While we do not approve of abortion, neither do we approve of government dictating to people the decisions they make about their personal lives. The belief that the government should make criminals out of people who violate our religiously-derived moral preferences is, to many us, a concession to those forces who would take our civil liberties and dictate the conditions of our personal lives. Abortion is a dilemma, but like Roger Williams, we think it must be decided not through the contrivance of law, but through "that sword which is only (in soul matters) able to conquer, to wit, the sword of God's spirit, the word of God." Although the anti-abortion militants have erected an elaborate argument that abortion is baby-killing and murder, their position is not held as credible by many governments in the civilized world and by many cultural practices that have existed in our own country. The theological and legal certitudes that the anti-abortion militants proclaim do not have the universal theological and scientific credibility.

Tom Daschle is still a player on the political stage, and that in itself is a source of great fury among the ultra-regressives. He represents an obstacle to their moral bullying. But when he appeared at fund-raiser for the Planned Parenthood organization in Santa Barbara, Calif., he set off the old clamor about him being a hypocrite for disapproving of abortion and supporting the right-to-choose at the same time. The neo-regressives cannot deal with the concept that one can disapprove of abortion but think it is more wrong to have government dictate to women how they are to make crucial choices about their personal lives. It is a matter of whether the state should become the instrument of a theocracy.

A number of web logs have taken up the matter of Tom Daschle's speech to the Planned Parenthood group. According to the news reports, he said "he has always had a special affinity for the organization, as the two have similar enemies within the Religious Right and elsewhere."

In a practice of using partial quotations and false paraphrases familiar to readers of ultra-regressive blogs, a Catholic cleric renders the report as, "The erstwhile public official assured his audience that he has always had an affinity for the organization because they shared similar foes, especially pro-life groups."

The issue goes beyond abortion.

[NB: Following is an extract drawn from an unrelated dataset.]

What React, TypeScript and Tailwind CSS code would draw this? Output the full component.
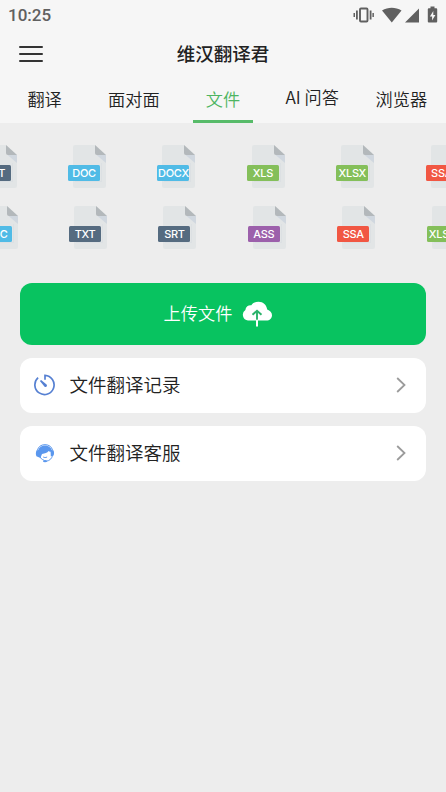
import React, { useState } from 'react';

interface FileType {
  name: string;
  color: string;
}

const TXT: FileType = { name: 'TXT', color: 'bg-[#556b80]' };
const SRT: FileType = { name: 'SRT', color: 'bg-[#556b80]' };
const DOC: FileType = { name: 'DOC', color: 'bg-[#50bbe6]' };
const DOCX: FileType = { name: 'DOCX', color: 'bg-[#50bbe6]' };
const XLS: FileType = { name: 'XLS', color: 'bg-[#84bf5a]' };
const XLSX: FileType = { name: 'XLSX', color: 'bg-[#84bf5a]' };
const ASS: FileType = { name: 'ASS', color: 'bg-[#9c60ab]' };
const SSA: FileType = { name: 'SSA', color: 'bg-[#f15743]' };

const firstRow = [TXT, DOC, DOCX, XLS, XLSX, SSA];
const secondRow = [DOC, TXT, SRT, ASS, SSA, XLSX];

const tabs = ['翻译', '面对面', '文件', 'AI 问答', '浏览器'];

const FileIcon = ({ file }: { file: FileType }) => (
  <div className="relative w-[39px] h-[44px] mr-[50.4px] shrink-0">
    <svg className="block ml-[5px]" width="34" height="44" viewBox="0 0 34 44">
      <path d="M2 0h20l11 10v31a2 2 0 0 1-2 2H2a2 2 0 0 1-2-2V2a2 2 0 0 1 2-2z" fill="#e2e5e6" />
      <path d="M23 9.500L33 18V10z" fill="#d0d7df" />
      <path d="M22 0l11 10h-9a2 2 0 0 1-2-2z" fill="#b3b8bb" />
      <path d="M2 36h26V18h1v19H2z" fill="#dce0e3" />
    </svg>
    <span
      className={`absolute left-0 top-5 w-8 h-4 rounded-[1.5px] flex items-center justify-center text-white text-[11px] tracking-[-0.25px] leading-none font-medium font-[Inter,sans-serif] ${file.color}`}
    >
      {file.name}
    </span>
  </div>
);

const StatusBar = () => (
  <div className="h-8 pl-2 pr-[7px] flex items-center justify-between text-[#606060]">
    <span className="-mt-px font-[Roboto,sans-serif] font-medium text-[17px] leading-none">10:25</span>
    <svg width="86" height="18" viewBox="0 0 86 18" fill="currentColor" className="-mt-0.5">
      <rect x="7" y="2.500" width="7.500" height="13" rx="1" fill="none" stroke="currentColor" strokeWidth="1.900" />
      <path d="M3 4.500h1.800v9H3zM.5 7h1.500v4H.5zM16.700 4.500h1.800v9h-1.800zM19.400 7h1.500v4h-1.500z" />
      <path d="M29 4.500C35 .9 42.500.9 48.500 4.500L38.800 16.500z" />
      <path d="M66 2.500V16.500H52z" />
      <path d="M77.500.5h4v1.800h1.700a1 1 0 0 1 1 1v12.200a1 1 0 0 1-1 1h-7.400a1 1 0 0 1-1-1V3.300a1 1 0 0 1 1-1h1.700z" />
      <path d="M80.300 5l-3.400 5.400h2.200v4l3.300-5.500h-2.100z" fill="#f6f6f6" />
    </svg>
  </div>
);

const HistoryIcon = () => (
  <svg width="22" height="22" viewBox="0 0 22 22" fill="none" stroke="#5680d2" strokeWidth="1.700">
    <path d="M4.100 3.700A9.600 9.600 0 1 0 11 1.300V5.800" />
    <path d="M5.900 6.900l1.200-.9 5.500 4.500a1.500 1.500 0 0 1-2 2.200z" fill="#5680d2" stroke="none" />
  </svg>
);

const ServiceIcon = () => (
  <svg width="22" height="22" viewBox="0 0 22 22" fill="none">
    <path d="M3.300 8.500a8 8 0 0 1 15.400 0" stroke="#5a97ee" strokeWidth="1" />
    <path d="M4.300 8C5.200 5 7.800 3.500 11 3.500S16.800 5 17.700 8l1.900.6c.6 1.600.6 3.300 0 4.900l-2.800.7-.2-4.400c-.9.100-1.600-.2-2-.8-1.300 1.800-3.600 2.300-6.600 3L6.800 15l-.3 1-4.100-1.700c-.8-1.900-.6-3.900 0-5.700z" fill="#5a97ee" />
    <path d="M6 14.700c.8 1.800 2 2.900 3.800 3.300M9.200 15c1.300.7 2.600.7 3.900 0M18.600 13c-.6 3.600-3 5.800-6.600 6.300" stroke="#5a97ee" strokeWidth="1" />
    <ellipse cx="11" cy="19.200" rx="2" ry="1.100" fill="#5a97ee" />
  </svg>
);

const CloudIcon = () => (
  <svg width="30" height="26" viewBox="0 0 30 26">
    <path d="M6 19.500a5.700 5.700 0 0 1-2.600-10.400A5.200 5.200 0 0 1 9.300 4.200C11 1.900 13.500.8 16.500.8c4.700 0 8.200 3.300 8.700 7.800C28 9.500 30 11.700 30 14.200c0 3-2.300 5.300-5.600 5.300z" fill="#fff" />
    <path d="M10.500 13.800L15 9.700l4.500 4.100M15 10v9.500" fill="none" stroke="#2bb36b" strokeWidth="1.900" />
    <path d="M15 19.500v5.200" stroke="#fff" strokeWidth="2" strokeLinecap="round" />
  </svg>
);

const MenuItem = ({ icon, label }: { icon: React.ReactNode; label: string }) => (
  <button className="w-full h-[55.3px] pl-3.5 pr-5 flex items-center rounded-xl bg-white text-[#222] text-left">
    {icon}
    <span className="ml-[13.5px] -mt-0.5 flex-1 text-[18.5px] leading-none font-[350]">{label}</span>
    <svg width="10" height="16" viewBox="0 0 10 16" fill="none" stroke="#9b9b9b" strokeWidth="1.800" className="-mt-px">
      <path d="M1.200 1L8.500 8l-7.300 7" />
    </svg>
  </button>
);

const App = () => {
  const [activeTab, setActiveTab] = useState('文件');

  return (
    <div className="w-full h-screen overflow-hidden flex flex-col bg-[#ededed] font-['Noto_Sans_CJK_SC',sans-serif]">
      <header className="h-[122.5px] shrink-0 flex flex-col bg-[#f6f6f6]">
        <StatusBar />
        <div className="h-11 px-[19px] flex items-center">
          <button className="w-6 flex flex-col gap-[5.3px]">
            <span className="h-0.5 w-full rounded-full bg-[#333]" />
            <span className="h-0.5 w-full rounded-full bg-[#333]" />
            <span className="h-0.5 w-full rounded-full bg-[#333]" />
          </button>
          <h1 className="flex-1 mr-6 -mt-px text-center text-[18.5px] leading-none font-medium text-[#222]">维汉翻译君</h1>
        </div>
        <nav className="flex-1 grid grid-cols-5 text-[17.2px] leading-none font-[350] text-[#222]">
          {tabs.map((tab) => (
            <button
              key={tab}
              onClick={() => setActiveTab(tab)}
              className={`flex flex-col items-center justify-between whitespace-nowrap ${tab === 'AI 问答' ? 'pt-3' : 'pt-[14px]'} ${tab === activeTab ? 'text-[#4db562]' : ''}`}
            >
              <span>{tab}</span>
              {tab === activeTab && <span className="w-[60px] h-[2.5px] bg-[#57bb69]" />}
            </button>
          ))}
        </nav>
      </header>

      <section className="pt-[22.5px] flex flex-col gap-[17px] overflow-hidden">
        <div className="flex -ml-[21.3px]">
          {firstRow.map((file) => (
            <FileIcon key={file.name} file={file} />
          ))}
        </div>
        <div className="flex -ml-[20.3px]">
          {secondRow.map((file) => (
            <FileIcon key={file.name} file={file} />
          ))}
        </div>
      </section>

      <main className="px-5 pt-[33px] flex flex-col gap-[12.7px]">
        <button className="w-full h-[62px] pr-[10px] flex items-center justify-center gap-[10px] rounded-xl bg-[#08c360] text-white text-[17.2px] leading-none font-[350]">
          <span className="-mt-0.5">上传文件</span>
          <CloudIcon />
        </button>
        <MenuItem icon={<HistoryIcon />} label="文件翻译记录" />
        <MenuItem icon={<ServiceIcon />} label="文件翻译客服" />
      </main>
    </div>
  );
};

export default App;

Tom Daschle, and those identified as liberals, have enemies among the religious and other ultra-regressives. To identify them, one need only recall who sponsored the advertisements of character assassination and false accusations of the political campaign a year ago. Where Monsignor Charles M. Mangan, writing in Catholic Online, is challenged by truth and accuracy is when he changes "Religious Right and elsewhere" to "especially pro-life groups." Daschle is speaking against those religious groups who would impose their sectarian preferences and brands of oppression through government law. Msgr. Mangan, in one of those Orwellian word-shifts of denotation, tries to make it sound as if Tom Daschle was singling out pro-life groups as his enemy. He says in good inquisitional style that Tom Daschle "attended a function that can only be termed a pitiful 'celebration' of abortion."

According to the doctrine of religious intolerance expressed in Catholic Online, one cannot be pro-life and pro-choice. Tom Daschle, and most of the country, are pro-life but anti-totalitarian. Our ancestors fought this battle throughout the centuries as they formed an American government that separates theocratic dictatorship from democratic rule, and we don't really want to fight it again.

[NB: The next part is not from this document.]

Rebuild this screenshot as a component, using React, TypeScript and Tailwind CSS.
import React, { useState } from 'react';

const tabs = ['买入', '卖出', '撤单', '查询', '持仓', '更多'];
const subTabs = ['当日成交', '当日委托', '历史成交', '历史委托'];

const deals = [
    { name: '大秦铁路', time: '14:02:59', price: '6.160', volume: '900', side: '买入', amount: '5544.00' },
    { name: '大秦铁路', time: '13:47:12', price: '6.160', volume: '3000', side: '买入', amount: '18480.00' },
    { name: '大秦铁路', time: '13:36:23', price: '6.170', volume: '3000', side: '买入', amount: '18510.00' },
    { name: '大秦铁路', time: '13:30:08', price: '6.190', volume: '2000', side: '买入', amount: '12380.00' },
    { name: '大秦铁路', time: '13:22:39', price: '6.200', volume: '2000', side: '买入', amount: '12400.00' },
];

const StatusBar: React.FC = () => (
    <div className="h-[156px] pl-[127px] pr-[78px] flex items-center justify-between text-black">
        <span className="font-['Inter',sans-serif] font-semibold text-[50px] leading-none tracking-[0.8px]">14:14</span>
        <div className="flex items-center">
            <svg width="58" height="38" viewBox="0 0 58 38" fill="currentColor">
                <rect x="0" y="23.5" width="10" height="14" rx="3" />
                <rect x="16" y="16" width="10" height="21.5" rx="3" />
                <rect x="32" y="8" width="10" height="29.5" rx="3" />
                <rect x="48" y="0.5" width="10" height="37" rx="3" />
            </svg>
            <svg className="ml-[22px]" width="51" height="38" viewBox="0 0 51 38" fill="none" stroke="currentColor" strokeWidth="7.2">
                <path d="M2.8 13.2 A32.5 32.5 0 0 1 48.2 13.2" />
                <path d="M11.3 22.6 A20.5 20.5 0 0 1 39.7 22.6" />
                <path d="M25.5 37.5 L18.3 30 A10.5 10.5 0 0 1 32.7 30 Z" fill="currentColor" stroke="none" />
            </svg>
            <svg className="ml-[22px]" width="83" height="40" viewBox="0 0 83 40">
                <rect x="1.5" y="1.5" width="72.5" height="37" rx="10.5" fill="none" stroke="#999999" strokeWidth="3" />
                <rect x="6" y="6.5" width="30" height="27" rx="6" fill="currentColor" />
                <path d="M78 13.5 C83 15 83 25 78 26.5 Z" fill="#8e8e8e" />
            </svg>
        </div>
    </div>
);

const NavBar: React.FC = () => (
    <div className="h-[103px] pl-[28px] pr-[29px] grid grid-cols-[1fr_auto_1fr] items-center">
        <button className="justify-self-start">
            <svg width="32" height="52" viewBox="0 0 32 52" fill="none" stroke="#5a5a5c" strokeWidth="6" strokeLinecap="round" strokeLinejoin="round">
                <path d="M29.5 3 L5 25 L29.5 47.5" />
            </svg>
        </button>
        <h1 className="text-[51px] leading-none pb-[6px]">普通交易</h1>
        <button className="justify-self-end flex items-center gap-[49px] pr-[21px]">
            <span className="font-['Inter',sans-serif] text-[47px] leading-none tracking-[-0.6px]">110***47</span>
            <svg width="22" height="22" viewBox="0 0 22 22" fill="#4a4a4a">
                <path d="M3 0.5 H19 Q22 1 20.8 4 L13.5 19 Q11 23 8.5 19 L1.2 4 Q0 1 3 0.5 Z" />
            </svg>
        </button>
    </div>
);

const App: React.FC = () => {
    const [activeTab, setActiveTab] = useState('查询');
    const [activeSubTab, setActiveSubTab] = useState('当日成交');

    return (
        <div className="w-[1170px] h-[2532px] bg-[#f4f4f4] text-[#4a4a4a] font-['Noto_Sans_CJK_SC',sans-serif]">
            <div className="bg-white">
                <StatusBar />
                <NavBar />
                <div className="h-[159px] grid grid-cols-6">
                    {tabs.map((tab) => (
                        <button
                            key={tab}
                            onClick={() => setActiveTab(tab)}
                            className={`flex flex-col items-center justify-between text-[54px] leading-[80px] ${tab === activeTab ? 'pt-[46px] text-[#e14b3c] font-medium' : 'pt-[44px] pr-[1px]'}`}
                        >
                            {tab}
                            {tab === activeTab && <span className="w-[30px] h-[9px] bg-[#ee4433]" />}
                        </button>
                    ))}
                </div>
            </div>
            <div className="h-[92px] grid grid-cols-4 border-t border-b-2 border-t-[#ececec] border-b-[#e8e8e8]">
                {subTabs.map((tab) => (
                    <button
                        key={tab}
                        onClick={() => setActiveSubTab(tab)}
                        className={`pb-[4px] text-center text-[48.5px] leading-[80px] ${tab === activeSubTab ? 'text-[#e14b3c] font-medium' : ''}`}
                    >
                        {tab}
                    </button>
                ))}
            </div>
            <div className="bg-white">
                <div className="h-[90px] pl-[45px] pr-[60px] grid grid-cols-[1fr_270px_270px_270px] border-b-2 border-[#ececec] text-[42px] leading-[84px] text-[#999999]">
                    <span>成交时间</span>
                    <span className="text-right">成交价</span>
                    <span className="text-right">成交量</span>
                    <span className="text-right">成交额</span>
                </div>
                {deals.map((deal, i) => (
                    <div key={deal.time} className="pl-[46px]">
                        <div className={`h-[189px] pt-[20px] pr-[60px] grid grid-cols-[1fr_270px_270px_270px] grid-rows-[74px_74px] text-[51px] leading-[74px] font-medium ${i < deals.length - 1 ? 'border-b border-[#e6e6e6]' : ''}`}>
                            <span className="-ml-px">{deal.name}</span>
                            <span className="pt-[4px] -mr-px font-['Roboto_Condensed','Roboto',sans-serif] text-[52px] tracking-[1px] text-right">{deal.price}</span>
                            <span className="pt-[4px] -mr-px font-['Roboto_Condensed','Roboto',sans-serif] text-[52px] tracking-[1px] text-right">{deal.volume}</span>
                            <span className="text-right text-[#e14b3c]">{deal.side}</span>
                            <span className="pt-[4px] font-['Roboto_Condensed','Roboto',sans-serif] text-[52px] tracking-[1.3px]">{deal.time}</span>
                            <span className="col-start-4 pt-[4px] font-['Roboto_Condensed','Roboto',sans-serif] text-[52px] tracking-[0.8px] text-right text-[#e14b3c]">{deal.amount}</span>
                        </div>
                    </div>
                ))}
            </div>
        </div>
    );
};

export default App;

So, Tom Daschle, that "erstwhile elected official" continues to be the subject of an inquisition. That raises some questions about the Supreme Court. If a former Senator is subject to such agitation from the Catholic Church, how about other government officials. If Samuel Alito's nomination to the Supreme Court is approved, here is how the court will look according to religious affiliation:


John Roberts (Chief Justice) --Catholic
Stephen G. Breyer --Jewish
Ruth Bader Ginsburg --Jewish
Anthony M. Kennedy --Catholic
Antonin Scalia --Catholic
David H. Souter --Episcopalian
John Paul Stevens --Protestant
Clarence Thomas --Catholic
Samuel Alito --Catholic

We can only hope, to paraphrase John Kennedy, that the five Catholic justices would be primarily Supreme Court justices who happen to be Catholic, not Catholics who became Supreme Court justices.

Msgr. Mangan closes his tome against Tom Daschle with a benediction that sounds more like a malediction loaded with purgatorial menace: "May God have mercy on that former elected official."

May our Supreme Court be free of that kind of blessing. We depend upon it to keep us all free from that kind of blessing.

Tuesday, November 01, 2005

 

Behind the Democrat decision to put the Senate into secret session

When the Democratic leader Harry Reid moved that the Senate adjourn into secret session, the immediate response from Majority Leader Bill Frist is that it was a stunt.

You don't have to be very astute to know that the pressures on the Democrats to do something about the war on Iraq are immense. This was no mere power stunt. Progressives, including some Republicans, have been saying that if the Democrats, many of whom voted authorization for the war, cannot force the administration to make a full public disclosure on the intelligence and how it was used to get us into that war, they will have to answer to their constituents as the 2006 election comes around. A majority of Americans now think the war is a mistake.

Anyone who has participated in the exchanges on the war among Democratic politicians can tell you that they were angry and the electorate is tired of getting jerked around by the Bush administration while Democrats have stood by and let it happen.

The nomination of Samuel Alito and other initiatives taken by Bush this week have been recognized as attempts to misdirect attention away from the administration's failures and deceptions through forcing a fight between Republicans and Democrats over the Supreme Court. This web log, and others, warned against that happening yesterday. Yes, we need to fill the Supreme Court vacancy and, yes, we need to prepare for the possible mutation of avian flu, but we had better not take attention from Iraq, the hurricane devastation, and the seething mass of corruption bubbling up in the halls of Congress.

Once and for all, the question about invading Iraq and losing more than 2,000 of our troops in the process needs answers.

Democratic leaders cannot afford to make nice any longer. Their constituents are demanding an accounting and if the Democrats do not deliver it, the voters will seek out people who can and will. The Libby indictment did not answer the question of whether someone in the White House leaked the information that exposure Valerie Plame. Now the Senate can take on the task, among many other matters of restoring the country to integrity and security.